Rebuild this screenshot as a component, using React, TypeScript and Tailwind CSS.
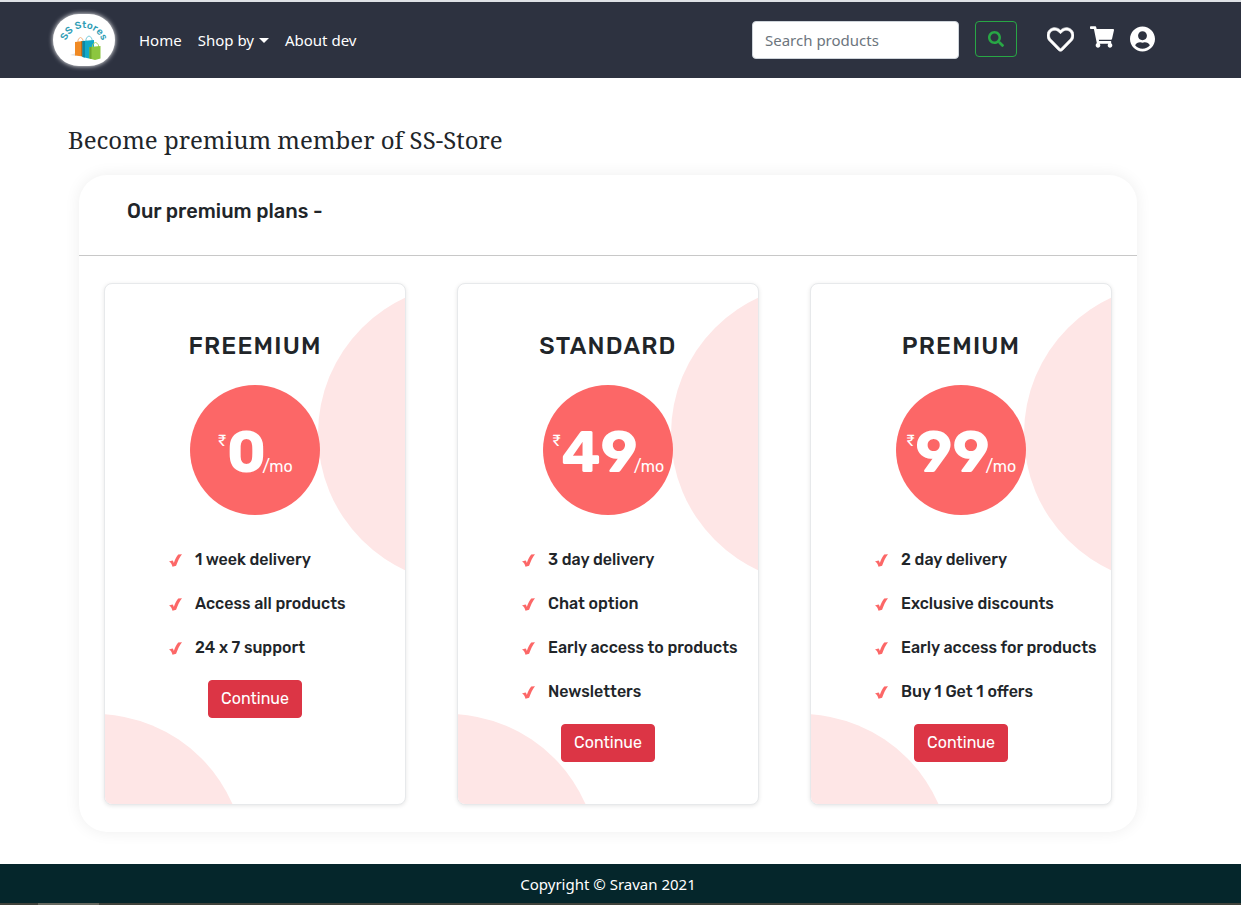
import { FaRegHeart, FaSearch, FaShoppingCart, FaUserCircle } from "react-icons/fa";

type Plan = { name: string; price: string; features: string[] };

const plans: Plan[] = [
  {
    name: "FREEMIUM",
    price: "0",
    features: ["1 week delivery", "Access all products", "24 x 7 support"],
  },
  {
    name: "STANDARD",
    price: "49",
    features: ["3 day delivery", "Chat option", "Early access to products", "Newsletters"],
  },
  {
    name: "PREMIUM",
    price: "99",
    features: ["2 day delivery", "Exclusive discounts", "Early access for products", "Buy 1 Get 1 offers"],
  },
];

function Logo() {
  return (
    <svg viewBox="0 0 62 52" className="h-full w-full overflow-visible" role="img" aria-label="SS Stores">
      <path id="logo-arc" d="M12 33 A19 19 0 1 1 50 33" fill="none" />
      <text fill="#2e9db5" fontFamily="Rubik, sans-serif" fontWeight="500" fontSize="10" textAnchor="middle">
        <textPath href="#logo-arc" startOffset="50%">SS Stores</textPath>
      </text>
      <path d="M17 41 L23 39 V42 Z" fill="#e4e4e4" />
      <path d="M25 29 V26 Q27.500 21 30 26 V29" fill="none" stroke="#f3b078" strokeWidth="0.900" />
      <path d="M33 27 V25 Q36 19 39 25 V27" fill="none" stroke="#6cc6d8" strokeWidth="0.900" />
      <path d="M22 28 L30 27 V42.500 L22 41.500 Z" fill="#f08a24" />
      <path d="M28 27.300 L30 27 V42.500 L28 42 Z" fill="#c96a16" />
      <path d="M29.500 27 L41 26 V43 L36 44.500 L29.500 43 Z" fill="#12a9c9" />
      <path d="M29.500 27 H32 V43.500 L29.500 43 Z" fill="#0d87a5" />
      <path d="M39.500 33 V31 Q42.500 26 45.500 31 V33" fill="none" stroke="#a5cf60" strokeWidth="0.900" />
      <path d="M36.500 33 L47.500 32 V44.500 L42 46 L36.500 44.500 Z" fill="#8cc63f" />
      <path d="M36.500 33 H38.500 V45 L36.500 44.500 Z" fill="#6fa52d" />
    </svg>
  );
}

function Tick() {
  return (
    <svg viewBox="0 0 13 13" className="mt-px h-[13px] w-[13px] shrink-0" aria-hidden="true">
      <path d="M0 7.600 L3.400 6.600 C4.200 7 4.500 7.800 4.800 8.900 C6 5.500 7.400 2.600 9.200 0.500 L13 0.200 C10.500 3.400 8.600 7.400 7.100 11.800 L3.500 12.800 C2.900 10.800 2.300 8.900 0 7.600 Z" fill="#fc6767" />
    </svg>
  );
}

function PlanCard({ plan }: { plan: Plan }) {
  return (
    <article className="relative overflow-hidden rounded-lg border border-[#e7e9eb] bg-white pt-[47px] pb-[42px] shadow-[0_1px_4px_rgba(0,0,0,0.1)]">
      <div className="absolute top-0 left-[213px] h-[300px] w-[300px] rounded-full bg-[#fee6e6]" />
      <div className="absolute top-[430px] left-[-160px] h-[300px] w-[300px] rounded-full bg-[#fee6e6]" />
      <div className="relative flex flex-col items-center">
        <h3 className="text-2xl leading-[30px] font-medium tracking-wider">{plan.name}</h3>
        <div className="mt-6 flex h-[130px] w-[130px] items-center justify-center rounded-full bg-[#fc6767] pt-[5px] text-white">
          <p className="flex items-baseline whitespace-nowrap">
            <span className="self-start pt-[6px] text-base leading-6">₹</span>
            <span className="text-[58px] leading-[60px] font-bold">{plan.price}</span>
            <span className="-ml-1 text-base">/mo</span>
          </p>
        </div>
        <ul className="mt-[23px] w-full pl-16">
          {plan.features.map((feature) => (
            <li key={feature} className="flex h-11 items-center gap-[13px] text-base font-medium whitespace-nowrap">
              <Tick />
              {feature}
            </li>
          ))}
        </ul>
        <button type="button" className="mt-[10px] h-[38px] rounded border border-[#dc3545] bg-[#dc3545] px-3 text-base text-white">
          Continue
        </button>
      </div>
    </article>
  );
}

export default function App() {
  return (
    <div className="flex min-h-screen flex-col bg-white font-['Rubik','Roboto',sans-serif] text-[#212529]">
      <header className="flex h-[78px] items-center justify-between border-t-2 border-[#dee2e6] bg-[#2d3240] pr-[86px] pl-[53px] font-['Segoe_UI','Noto_Sans',sans-serif] text-[15px] text-white">
        <nav className="flex items-center gap-4">
          <a href="#" className="mr-2 h-[52px] w-[62px] rounded-[26px] bg-white shadow-[0_0_5px_#ffffff]">
            <Logo />
          </a>
          <a href="#">Home</a>
          <button type="button" className="flex items-center gap-[5px]">
            Shop by
            <svg viewBox="0 0 10 5" className="h-[5px] w-[10px]" aria-hidden="true">
              <path d="M0 0 H10 L5 5 Z" fill="currentColor" />
            </svg>
          </button>
          <a href="#">About dev</a>
        </nav>
        <div className="flex items-center">
          <form className="flex items-start gap-4">
            <input
              type="search"
              aria-label="Search products"
              placeholder="Search products"
              className="h-[38px] w-[207px] rounded border border-[#ced4da] bg-white px-3 text-[15px] text-[#495057] placeholder:text-[#6c757d]"
            />
            <button type="button" aria-label="Search" className="flex h-9 w-[42px] items-center justify-center rounded border border-[#28a745] text-[#28a745]">
              <FaSearch className="h-4 w-4" />
            </button>
          </form>
          <div className="ml-[30px] flex items-start gap-4 pb-[2px]">
            <a href="#" aria-label="Wishlist">
              <FaRegHeart className="h-[27px] w-[27px] stroke-[12]" />
            </a>
            <a href="#" aria-label="Cart">
              <FaShoppingCart className="h-[22px] w-6" />
            </a>
            <a href="#" aria-label="Account">
              <FaUserCircle className="h-[26px] w-[25px]" />
            </a>
          </div>
        </div>
      </header>

      <main className="flex-1 pr-[104px] pl-[79px]">
        <h1 className="-ml-[11px] pt-11 pb-[17px] font-['Noto_Serif','DejaVu_Serif',serif] text-2xl leading-9">
          Become premium member of SS-Store
        </h1>
        <section className="rounded-[28px] bg-white shadow-[0_0_16px_rgba(0,0,0,0.07)]">
          <h2 className="border-b border-[#c8c8c8] px-12 pt-[22px] pb-[30px] text-xl leading-7 font-medium">
            Our premium plans -
          </h2>
          <div className="grid grid-cols-3 gap-[51px] px-[25px] py-[27px]">
            {plans.map((plan) => (
              <PlanCard key={plan.name} plan={plan} />
            ))}
          </div>
        </section>
      </main>

      <footer className="mt-8 bg-[#05262b] font-['Segoe_UI','Noto_Sans',sans-serif] text-[15px] text-white">
        <p className="pt-[9px] pr-[25px] pb-[7px] text-center leading-[23px]">Copyright © Sravan 2021</p>
        <div className="h-[2px] bg-[#40423b] pl-[38px]">
          <div className="h-full w-[61px] bg-[#66685f]" />
        </div>
      </footer>
    </div>
  );
}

▶ _Exercise brief_: Repeat the listing above from its first line through the line that contains "string; price: string;", both included, and nothing more. Drop the pictures.

▶ _Full solution_:
Rebuild this screenshot as a component, using React, TypeScript and Tailwind CSS.
import { FaRegHeart, FaSearch, FaShoppingCart, FaUserCircle } from "react-icons/fa";

type Plan = { name: string; price: string; features: string[] };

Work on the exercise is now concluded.